**WRITTEN EXERCISE**: From the first line of the data down to and including the line with "type Cell = string[];", copy everything exactly, leaving out pictures.

— Start —

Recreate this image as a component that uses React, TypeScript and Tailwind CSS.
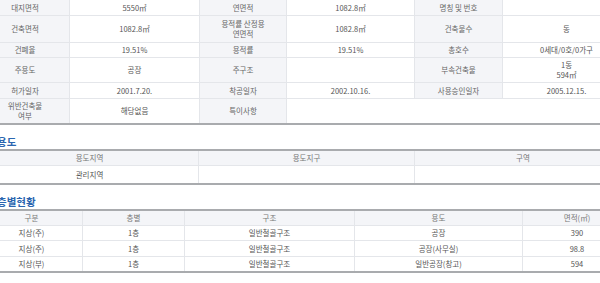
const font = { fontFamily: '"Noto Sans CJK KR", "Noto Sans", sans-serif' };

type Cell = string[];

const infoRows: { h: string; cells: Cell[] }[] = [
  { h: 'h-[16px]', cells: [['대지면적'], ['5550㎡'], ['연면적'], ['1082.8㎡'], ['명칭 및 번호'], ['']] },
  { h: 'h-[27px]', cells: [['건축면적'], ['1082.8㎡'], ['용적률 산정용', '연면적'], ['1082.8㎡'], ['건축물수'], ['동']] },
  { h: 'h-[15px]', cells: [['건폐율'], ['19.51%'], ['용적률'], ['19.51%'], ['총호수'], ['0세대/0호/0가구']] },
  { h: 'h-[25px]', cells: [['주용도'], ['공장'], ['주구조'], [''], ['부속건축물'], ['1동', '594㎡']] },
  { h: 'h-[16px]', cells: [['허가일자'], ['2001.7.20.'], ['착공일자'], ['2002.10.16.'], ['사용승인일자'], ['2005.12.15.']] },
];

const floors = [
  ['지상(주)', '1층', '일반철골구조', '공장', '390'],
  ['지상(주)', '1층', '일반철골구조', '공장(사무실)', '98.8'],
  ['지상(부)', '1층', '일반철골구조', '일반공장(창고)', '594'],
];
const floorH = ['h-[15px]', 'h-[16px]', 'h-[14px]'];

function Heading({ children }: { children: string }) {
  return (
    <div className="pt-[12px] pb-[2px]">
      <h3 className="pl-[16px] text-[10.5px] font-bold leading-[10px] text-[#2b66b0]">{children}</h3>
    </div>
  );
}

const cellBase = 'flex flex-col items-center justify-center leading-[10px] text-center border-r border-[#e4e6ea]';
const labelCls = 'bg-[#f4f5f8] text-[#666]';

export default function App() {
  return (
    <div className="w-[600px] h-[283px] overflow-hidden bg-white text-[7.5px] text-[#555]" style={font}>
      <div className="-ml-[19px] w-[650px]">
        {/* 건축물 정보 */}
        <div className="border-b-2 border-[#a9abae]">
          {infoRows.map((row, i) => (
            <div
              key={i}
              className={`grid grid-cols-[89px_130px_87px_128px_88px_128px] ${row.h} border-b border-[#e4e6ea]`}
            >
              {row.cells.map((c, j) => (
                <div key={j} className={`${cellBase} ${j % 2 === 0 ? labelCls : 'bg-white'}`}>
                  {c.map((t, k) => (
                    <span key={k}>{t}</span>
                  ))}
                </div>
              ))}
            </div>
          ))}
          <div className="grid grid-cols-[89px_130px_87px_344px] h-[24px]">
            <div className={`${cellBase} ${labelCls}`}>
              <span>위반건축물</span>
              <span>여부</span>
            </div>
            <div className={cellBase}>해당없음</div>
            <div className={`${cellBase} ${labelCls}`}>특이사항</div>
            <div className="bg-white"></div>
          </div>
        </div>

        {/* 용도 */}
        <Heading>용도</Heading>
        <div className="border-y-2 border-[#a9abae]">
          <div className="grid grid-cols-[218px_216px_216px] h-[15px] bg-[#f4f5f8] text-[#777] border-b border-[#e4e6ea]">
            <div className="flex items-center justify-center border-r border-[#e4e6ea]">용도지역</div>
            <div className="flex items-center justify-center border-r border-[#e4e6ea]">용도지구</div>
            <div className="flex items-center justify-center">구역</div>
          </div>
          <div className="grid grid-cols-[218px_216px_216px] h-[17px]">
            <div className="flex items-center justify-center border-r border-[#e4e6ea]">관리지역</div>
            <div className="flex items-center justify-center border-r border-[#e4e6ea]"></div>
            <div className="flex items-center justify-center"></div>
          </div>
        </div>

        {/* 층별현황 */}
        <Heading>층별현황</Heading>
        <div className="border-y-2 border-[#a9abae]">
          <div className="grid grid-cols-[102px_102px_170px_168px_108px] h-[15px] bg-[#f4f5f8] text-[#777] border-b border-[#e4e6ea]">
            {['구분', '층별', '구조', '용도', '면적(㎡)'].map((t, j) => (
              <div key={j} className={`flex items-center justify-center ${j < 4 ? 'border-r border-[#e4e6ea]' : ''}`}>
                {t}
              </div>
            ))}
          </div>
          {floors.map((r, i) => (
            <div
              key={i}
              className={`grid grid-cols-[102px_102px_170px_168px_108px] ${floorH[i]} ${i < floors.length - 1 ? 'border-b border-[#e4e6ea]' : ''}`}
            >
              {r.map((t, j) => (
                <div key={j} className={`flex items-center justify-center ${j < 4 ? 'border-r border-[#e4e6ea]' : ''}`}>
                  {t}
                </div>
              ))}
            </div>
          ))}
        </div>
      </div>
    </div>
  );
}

— End —

**PROBLEM SOLUTION**:
Recreate this image as a component that uses React, TypeScript and Tailwind CSS.
const font = { fontFamily: '"Noto Sans CJK KR", "Noto Sans", sans-serif' };

type Cell = string[];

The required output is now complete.